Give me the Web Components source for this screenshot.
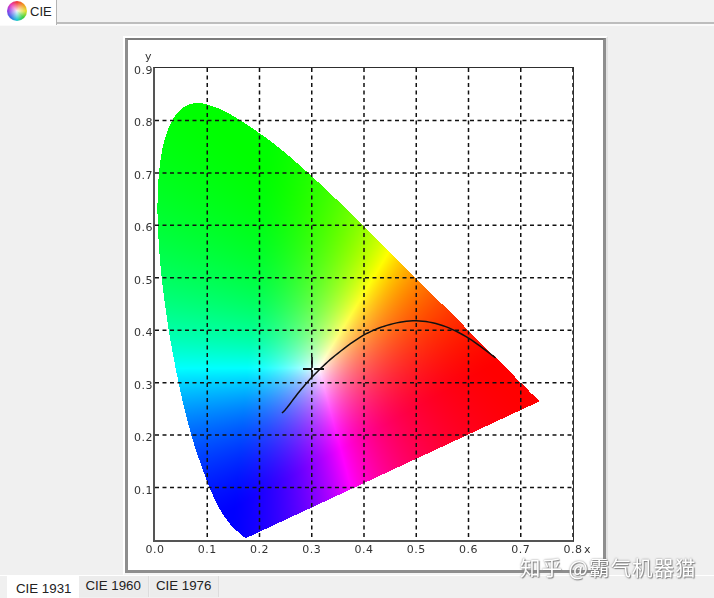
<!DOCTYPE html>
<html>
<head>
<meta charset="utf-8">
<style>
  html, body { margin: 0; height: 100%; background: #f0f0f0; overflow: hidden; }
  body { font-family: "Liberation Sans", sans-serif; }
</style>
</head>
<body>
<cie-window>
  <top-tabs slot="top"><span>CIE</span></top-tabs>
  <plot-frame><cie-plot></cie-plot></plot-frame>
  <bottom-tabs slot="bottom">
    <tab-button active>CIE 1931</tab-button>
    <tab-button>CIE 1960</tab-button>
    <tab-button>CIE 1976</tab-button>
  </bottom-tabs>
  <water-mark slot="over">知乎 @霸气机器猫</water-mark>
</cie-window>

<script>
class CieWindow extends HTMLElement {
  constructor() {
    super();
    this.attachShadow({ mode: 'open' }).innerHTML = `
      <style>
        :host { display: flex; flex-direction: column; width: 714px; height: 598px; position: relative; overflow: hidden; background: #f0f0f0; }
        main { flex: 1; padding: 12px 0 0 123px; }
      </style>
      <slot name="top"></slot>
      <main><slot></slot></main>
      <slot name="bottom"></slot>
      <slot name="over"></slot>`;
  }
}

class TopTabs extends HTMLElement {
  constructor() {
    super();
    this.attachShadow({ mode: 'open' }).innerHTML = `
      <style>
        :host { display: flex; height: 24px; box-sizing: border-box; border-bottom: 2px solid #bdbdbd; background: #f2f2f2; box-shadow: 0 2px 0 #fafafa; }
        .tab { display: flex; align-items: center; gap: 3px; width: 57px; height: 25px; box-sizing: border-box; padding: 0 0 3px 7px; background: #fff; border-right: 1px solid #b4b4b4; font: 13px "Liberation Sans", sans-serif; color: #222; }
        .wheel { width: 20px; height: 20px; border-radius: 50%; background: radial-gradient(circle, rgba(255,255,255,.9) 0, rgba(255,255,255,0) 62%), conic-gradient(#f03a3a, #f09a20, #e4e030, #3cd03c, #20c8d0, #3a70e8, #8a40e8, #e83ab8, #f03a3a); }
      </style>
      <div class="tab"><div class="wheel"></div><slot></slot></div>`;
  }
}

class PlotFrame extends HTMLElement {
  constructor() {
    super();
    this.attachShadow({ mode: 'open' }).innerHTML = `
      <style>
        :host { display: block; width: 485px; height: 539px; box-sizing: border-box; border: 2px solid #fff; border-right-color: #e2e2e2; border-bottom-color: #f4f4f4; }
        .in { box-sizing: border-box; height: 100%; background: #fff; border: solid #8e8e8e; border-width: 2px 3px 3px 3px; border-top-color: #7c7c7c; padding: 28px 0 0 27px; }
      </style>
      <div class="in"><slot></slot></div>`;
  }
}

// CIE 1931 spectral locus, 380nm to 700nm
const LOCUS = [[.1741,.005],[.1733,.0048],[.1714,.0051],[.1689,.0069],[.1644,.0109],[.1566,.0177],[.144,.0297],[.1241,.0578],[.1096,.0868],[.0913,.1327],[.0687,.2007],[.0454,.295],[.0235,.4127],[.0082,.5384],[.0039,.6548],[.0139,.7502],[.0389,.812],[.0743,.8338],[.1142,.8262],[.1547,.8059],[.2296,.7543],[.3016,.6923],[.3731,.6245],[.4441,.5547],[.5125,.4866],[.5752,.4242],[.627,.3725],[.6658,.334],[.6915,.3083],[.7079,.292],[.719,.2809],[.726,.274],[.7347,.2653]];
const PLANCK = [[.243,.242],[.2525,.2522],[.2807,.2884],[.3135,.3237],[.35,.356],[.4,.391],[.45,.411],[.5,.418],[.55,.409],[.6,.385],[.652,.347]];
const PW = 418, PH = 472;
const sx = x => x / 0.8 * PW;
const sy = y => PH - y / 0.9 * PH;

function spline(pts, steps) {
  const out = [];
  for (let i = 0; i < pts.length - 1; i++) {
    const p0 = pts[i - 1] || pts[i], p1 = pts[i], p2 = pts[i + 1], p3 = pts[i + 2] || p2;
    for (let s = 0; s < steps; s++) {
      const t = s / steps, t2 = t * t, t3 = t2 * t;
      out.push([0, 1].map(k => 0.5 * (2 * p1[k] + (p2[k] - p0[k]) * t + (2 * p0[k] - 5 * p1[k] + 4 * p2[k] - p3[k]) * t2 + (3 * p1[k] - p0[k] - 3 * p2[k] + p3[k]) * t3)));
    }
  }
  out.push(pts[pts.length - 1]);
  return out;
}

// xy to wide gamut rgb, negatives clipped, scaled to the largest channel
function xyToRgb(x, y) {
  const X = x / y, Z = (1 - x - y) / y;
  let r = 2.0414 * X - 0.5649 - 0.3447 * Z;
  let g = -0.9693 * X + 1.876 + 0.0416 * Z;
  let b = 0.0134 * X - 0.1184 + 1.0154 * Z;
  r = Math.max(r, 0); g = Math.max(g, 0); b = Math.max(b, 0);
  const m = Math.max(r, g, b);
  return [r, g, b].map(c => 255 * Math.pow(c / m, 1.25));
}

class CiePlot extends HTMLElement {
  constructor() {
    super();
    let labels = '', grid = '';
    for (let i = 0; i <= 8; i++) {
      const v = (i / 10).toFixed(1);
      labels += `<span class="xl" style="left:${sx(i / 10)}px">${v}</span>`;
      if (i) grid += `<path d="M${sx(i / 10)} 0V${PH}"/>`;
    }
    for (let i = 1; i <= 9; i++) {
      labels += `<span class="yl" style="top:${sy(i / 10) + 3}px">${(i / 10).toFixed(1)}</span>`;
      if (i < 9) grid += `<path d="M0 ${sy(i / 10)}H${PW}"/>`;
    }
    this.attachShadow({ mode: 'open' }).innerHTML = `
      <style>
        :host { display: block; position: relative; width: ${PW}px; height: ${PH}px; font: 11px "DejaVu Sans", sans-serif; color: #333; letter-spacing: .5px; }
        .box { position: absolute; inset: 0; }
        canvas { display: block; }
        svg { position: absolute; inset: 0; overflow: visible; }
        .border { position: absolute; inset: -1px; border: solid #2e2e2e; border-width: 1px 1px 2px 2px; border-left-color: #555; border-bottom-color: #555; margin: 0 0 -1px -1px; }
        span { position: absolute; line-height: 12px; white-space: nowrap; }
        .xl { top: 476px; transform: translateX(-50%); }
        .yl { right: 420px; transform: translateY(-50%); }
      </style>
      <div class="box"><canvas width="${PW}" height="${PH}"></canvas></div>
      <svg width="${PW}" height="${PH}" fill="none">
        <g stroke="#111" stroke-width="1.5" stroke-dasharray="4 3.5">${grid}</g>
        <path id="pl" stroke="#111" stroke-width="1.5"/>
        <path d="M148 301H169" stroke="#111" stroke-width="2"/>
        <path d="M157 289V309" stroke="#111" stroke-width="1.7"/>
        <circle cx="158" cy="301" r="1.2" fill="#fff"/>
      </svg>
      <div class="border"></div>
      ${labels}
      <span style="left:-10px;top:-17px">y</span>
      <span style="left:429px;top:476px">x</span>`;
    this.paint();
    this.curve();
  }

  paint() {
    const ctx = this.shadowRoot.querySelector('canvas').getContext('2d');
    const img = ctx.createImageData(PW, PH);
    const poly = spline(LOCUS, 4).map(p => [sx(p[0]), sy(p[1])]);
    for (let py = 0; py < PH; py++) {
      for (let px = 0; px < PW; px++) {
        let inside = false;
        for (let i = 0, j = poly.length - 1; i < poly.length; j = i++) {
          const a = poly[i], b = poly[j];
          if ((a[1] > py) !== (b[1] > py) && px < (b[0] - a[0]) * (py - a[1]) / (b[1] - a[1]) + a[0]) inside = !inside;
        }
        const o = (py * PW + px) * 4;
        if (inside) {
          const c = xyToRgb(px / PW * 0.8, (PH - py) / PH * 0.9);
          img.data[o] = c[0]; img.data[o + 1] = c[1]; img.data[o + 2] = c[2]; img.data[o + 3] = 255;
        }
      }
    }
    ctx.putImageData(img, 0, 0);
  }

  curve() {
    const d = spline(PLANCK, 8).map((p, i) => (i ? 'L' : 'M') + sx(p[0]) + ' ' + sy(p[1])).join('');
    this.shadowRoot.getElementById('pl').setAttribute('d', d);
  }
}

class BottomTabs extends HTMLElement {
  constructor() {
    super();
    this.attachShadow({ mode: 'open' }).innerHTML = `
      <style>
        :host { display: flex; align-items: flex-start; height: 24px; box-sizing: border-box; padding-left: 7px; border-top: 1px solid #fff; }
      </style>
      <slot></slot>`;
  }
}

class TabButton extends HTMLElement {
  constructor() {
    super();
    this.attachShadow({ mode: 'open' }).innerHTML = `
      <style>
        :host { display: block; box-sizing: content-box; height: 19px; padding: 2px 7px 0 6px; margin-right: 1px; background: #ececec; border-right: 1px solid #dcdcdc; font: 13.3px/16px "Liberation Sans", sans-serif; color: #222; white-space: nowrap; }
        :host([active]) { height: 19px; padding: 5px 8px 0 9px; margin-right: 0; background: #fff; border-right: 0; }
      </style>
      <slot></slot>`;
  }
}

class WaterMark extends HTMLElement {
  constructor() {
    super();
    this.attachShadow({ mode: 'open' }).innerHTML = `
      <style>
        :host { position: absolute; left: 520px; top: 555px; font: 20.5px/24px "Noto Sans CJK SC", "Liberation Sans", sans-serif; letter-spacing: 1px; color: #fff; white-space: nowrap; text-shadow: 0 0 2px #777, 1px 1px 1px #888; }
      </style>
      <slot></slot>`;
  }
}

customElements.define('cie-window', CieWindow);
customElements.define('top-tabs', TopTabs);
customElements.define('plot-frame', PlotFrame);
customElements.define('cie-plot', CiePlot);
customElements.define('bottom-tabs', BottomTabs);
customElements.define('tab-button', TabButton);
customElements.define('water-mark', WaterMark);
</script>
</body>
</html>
════════════════════
WHAT IS EXPECTED
Repeat the lines of the listing above verbatim, beginning at its first line and ending at the line containing "</cie-window>", which is included. Omit pictures.

ANSWER
Give me the Web Components source for this screenshot.
<!DOCTYPE html>
<html>
<head>
<meta charset="utf-8">
<style>
  html, body { margin: 0; height: 100%; background: #f0f0f0; overflow: hidden; }
  body { font-family: "Liberation Sans", sans-serif; }
</style>
</head>
<body>
<cie-window>
  <top-tabs slot="top"><span>CIE</span></top-tabs>
  <plot-frame><cie-plot></cie-plot></plot-frame>
  <bottom-tabs slot="bottom">
    <tab-button active>CIE 1931</tab-button>
    <tab-button>CIE 1960</tab-button>
    <tab-button>CIE 1976</tab-button>
  </bottom-tabs>
  <water-mark slot="over">知乎 @霸气机器猫</water-mark>
</cie-window>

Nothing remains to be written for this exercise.